**EXERCISE BRIEF:** Return all lines with the word "Write" in them.

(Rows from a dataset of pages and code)
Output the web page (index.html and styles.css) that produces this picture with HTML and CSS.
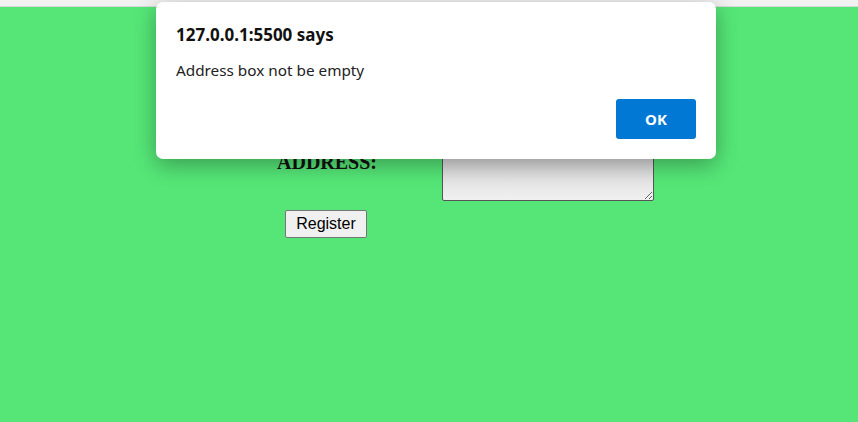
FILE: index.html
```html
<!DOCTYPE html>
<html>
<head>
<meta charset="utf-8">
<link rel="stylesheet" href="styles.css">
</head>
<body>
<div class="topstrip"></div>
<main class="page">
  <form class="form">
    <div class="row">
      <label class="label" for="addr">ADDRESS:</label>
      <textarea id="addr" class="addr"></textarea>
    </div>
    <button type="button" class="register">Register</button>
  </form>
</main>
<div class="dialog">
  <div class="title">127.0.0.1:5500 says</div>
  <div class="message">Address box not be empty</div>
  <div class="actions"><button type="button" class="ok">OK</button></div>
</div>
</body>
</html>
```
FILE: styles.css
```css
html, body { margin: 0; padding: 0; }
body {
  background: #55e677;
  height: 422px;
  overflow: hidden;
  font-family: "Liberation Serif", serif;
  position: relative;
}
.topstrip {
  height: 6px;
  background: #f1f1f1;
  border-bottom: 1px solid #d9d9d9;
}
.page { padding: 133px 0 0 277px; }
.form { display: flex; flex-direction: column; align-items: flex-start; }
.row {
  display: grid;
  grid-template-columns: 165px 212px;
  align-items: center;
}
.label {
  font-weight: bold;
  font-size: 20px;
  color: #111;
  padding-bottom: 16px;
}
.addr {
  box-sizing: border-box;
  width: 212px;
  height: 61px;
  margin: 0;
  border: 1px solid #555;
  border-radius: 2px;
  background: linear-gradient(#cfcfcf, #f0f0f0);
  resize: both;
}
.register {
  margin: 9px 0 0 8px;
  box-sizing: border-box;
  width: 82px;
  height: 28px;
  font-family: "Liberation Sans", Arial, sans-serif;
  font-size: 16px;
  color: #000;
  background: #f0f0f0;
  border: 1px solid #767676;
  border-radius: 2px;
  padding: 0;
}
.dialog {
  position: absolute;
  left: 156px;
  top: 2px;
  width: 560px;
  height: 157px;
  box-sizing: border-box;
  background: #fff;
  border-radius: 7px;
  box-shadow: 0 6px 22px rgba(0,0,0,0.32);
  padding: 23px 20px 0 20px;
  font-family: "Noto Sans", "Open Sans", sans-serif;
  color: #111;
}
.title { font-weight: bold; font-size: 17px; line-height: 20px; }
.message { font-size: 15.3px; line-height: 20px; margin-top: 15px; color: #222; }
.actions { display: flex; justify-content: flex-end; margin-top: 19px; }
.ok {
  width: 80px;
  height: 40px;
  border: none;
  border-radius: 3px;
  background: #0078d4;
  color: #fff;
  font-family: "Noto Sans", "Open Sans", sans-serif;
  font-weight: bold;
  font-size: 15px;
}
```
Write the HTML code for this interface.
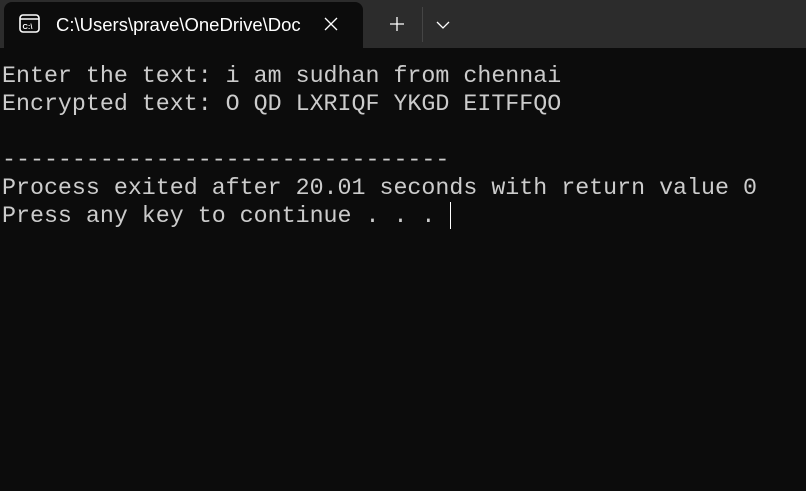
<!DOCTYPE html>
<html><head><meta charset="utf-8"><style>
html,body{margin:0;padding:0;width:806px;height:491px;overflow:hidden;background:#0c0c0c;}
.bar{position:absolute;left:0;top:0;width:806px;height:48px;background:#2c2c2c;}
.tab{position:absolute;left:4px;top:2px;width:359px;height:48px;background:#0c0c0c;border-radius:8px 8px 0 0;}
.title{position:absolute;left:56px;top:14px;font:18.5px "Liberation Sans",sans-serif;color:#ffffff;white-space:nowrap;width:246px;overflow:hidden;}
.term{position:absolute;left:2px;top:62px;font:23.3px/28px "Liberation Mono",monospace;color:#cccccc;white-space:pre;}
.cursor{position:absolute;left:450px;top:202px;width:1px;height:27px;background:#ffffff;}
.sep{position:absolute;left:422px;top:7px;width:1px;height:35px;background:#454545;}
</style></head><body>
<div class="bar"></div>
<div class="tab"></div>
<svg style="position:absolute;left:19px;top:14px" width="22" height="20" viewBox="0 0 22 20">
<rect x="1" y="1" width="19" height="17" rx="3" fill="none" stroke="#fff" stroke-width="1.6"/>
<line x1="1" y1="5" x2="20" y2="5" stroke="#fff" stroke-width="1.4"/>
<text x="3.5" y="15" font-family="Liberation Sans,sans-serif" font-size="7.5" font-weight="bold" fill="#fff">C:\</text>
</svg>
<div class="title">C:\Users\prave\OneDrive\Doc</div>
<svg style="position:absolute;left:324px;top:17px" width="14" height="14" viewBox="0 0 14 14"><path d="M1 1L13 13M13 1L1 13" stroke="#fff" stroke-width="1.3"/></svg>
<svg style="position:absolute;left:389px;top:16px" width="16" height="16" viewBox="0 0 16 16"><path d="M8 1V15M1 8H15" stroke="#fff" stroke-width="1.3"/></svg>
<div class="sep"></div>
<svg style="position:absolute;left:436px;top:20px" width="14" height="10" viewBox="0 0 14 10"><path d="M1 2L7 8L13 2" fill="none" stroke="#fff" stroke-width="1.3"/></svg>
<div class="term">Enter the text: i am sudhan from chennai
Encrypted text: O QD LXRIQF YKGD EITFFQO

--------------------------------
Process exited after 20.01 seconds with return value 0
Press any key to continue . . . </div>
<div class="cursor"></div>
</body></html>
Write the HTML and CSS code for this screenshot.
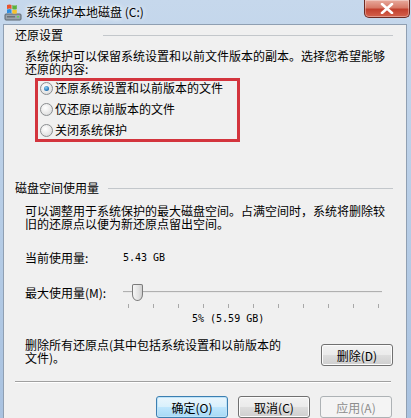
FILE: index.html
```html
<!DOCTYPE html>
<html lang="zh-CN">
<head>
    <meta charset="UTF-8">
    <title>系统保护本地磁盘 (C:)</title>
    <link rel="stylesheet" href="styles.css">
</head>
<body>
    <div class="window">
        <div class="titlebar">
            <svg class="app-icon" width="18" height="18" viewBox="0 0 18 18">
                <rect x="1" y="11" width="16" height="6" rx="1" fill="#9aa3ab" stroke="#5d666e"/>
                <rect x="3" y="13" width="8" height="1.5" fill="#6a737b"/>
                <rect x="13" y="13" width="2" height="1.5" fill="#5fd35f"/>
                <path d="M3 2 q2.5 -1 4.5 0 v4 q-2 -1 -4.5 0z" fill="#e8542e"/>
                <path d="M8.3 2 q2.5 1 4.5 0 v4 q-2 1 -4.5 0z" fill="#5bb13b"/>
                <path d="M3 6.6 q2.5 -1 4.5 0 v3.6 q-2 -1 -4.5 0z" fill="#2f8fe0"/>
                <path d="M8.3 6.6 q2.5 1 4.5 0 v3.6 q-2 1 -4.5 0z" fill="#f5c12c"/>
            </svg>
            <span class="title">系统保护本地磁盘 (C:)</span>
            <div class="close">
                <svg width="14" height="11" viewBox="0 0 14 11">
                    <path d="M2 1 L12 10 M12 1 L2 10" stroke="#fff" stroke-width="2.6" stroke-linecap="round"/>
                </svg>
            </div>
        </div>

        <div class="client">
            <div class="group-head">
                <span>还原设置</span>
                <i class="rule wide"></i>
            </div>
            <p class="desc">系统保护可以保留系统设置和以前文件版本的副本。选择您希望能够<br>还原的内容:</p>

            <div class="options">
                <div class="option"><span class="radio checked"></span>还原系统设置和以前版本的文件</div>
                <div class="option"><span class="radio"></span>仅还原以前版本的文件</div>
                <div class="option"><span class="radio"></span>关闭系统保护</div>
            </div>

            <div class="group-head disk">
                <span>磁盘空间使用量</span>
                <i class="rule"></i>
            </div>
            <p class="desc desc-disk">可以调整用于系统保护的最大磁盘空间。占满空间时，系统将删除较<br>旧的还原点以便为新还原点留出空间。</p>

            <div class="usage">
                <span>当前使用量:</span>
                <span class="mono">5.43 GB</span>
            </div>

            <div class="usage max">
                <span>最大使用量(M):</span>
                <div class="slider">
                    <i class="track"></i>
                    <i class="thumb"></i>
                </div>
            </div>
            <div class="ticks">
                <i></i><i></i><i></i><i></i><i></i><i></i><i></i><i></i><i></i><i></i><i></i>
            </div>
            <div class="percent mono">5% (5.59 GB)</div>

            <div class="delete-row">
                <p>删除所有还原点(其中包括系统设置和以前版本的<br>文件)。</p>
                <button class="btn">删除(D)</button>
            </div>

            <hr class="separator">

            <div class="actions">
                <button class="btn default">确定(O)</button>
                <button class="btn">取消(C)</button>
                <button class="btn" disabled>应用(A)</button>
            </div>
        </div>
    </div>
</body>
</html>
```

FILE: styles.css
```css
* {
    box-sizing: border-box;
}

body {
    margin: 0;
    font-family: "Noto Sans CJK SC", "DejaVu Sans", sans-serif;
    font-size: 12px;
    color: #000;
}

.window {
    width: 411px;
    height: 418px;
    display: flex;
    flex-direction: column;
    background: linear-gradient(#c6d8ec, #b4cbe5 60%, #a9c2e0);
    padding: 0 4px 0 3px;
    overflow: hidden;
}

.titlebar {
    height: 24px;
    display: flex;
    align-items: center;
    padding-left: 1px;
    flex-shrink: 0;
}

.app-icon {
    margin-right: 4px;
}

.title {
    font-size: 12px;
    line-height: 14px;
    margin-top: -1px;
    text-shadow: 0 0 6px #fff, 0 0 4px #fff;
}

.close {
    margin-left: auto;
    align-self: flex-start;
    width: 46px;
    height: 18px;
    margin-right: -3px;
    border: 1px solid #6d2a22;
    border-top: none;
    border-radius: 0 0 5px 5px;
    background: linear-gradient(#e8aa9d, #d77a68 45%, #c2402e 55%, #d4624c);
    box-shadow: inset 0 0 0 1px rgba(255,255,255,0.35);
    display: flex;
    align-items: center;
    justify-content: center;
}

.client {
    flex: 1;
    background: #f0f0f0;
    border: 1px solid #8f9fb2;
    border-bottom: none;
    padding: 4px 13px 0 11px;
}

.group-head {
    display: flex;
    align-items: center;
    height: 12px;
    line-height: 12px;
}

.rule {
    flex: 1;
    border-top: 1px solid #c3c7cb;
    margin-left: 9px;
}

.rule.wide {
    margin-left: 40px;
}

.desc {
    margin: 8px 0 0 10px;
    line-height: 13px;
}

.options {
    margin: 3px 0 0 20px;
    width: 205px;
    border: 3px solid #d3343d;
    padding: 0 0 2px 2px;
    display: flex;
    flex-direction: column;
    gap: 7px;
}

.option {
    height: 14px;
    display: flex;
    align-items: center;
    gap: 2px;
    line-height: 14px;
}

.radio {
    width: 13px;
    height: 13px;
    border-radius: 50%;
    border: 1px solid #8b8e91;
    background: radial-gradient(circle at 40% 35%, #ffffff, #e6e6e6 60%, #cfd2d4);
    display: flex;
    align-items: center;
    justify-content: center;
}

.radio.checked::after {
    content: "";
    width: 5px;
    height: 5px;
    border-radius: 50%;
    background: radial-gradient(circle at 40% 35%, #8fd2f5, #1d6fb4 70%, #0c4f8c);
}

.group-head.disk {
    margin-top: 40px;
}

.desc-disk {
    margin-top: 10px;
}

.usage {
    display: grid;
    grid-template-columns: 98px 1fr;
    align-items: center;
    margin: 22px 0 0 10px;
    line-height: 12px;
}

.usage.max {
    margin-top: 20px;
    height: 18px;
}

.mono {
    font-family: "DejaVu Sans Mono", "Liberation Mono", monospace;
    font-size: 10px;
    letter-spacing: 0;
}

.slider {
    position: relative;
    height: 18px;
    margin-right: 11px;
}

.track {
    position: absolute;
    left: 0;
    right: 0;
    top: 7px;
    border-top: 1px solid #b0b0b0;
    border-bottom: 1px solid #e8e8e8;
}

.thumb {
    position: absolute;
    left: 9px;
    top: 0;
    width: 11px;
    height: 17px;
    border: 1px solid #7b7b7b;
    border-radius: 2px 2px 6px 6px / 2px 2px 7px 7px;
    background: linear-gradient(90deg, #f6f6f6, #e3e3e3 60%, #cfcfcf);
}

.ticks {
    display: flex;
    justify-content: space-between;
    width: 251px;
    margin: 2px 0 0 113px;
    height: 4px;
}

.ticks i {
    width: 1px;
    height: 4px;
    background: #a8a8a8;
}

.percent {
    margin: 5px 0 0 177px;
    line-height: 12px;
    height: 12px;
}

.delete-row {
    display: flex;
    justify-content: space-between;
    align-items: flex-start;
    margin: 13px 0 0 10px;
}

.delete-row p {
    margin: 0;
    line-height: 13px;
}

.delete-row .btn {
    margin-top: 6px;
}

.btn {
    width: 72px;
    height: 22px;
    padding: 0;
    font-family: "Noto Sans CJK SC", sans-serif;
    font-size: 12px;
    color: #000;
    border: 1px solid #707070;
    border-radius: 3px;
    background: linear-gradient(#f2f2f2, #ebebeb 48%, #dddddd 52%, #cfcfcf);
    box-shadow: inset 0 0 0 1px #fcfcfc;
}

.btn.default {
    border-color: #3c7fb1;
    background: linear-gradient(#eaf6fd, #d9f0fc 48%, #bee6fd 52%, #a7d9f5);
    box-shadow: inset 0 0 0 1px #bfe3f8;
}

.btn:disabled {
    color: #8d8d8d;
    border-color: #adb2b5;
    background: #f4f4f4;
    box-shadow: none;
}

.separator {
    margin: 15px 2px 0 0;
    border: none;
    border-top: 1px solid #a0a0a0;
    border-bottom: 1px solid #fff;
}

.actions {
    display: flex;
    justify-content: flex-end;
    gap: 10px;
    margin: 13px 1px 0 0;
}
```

**ANSWER TO THIS EXERCISE:**
Write the HTML code for this interface.
Write the HTML and CSS code for this screenshot.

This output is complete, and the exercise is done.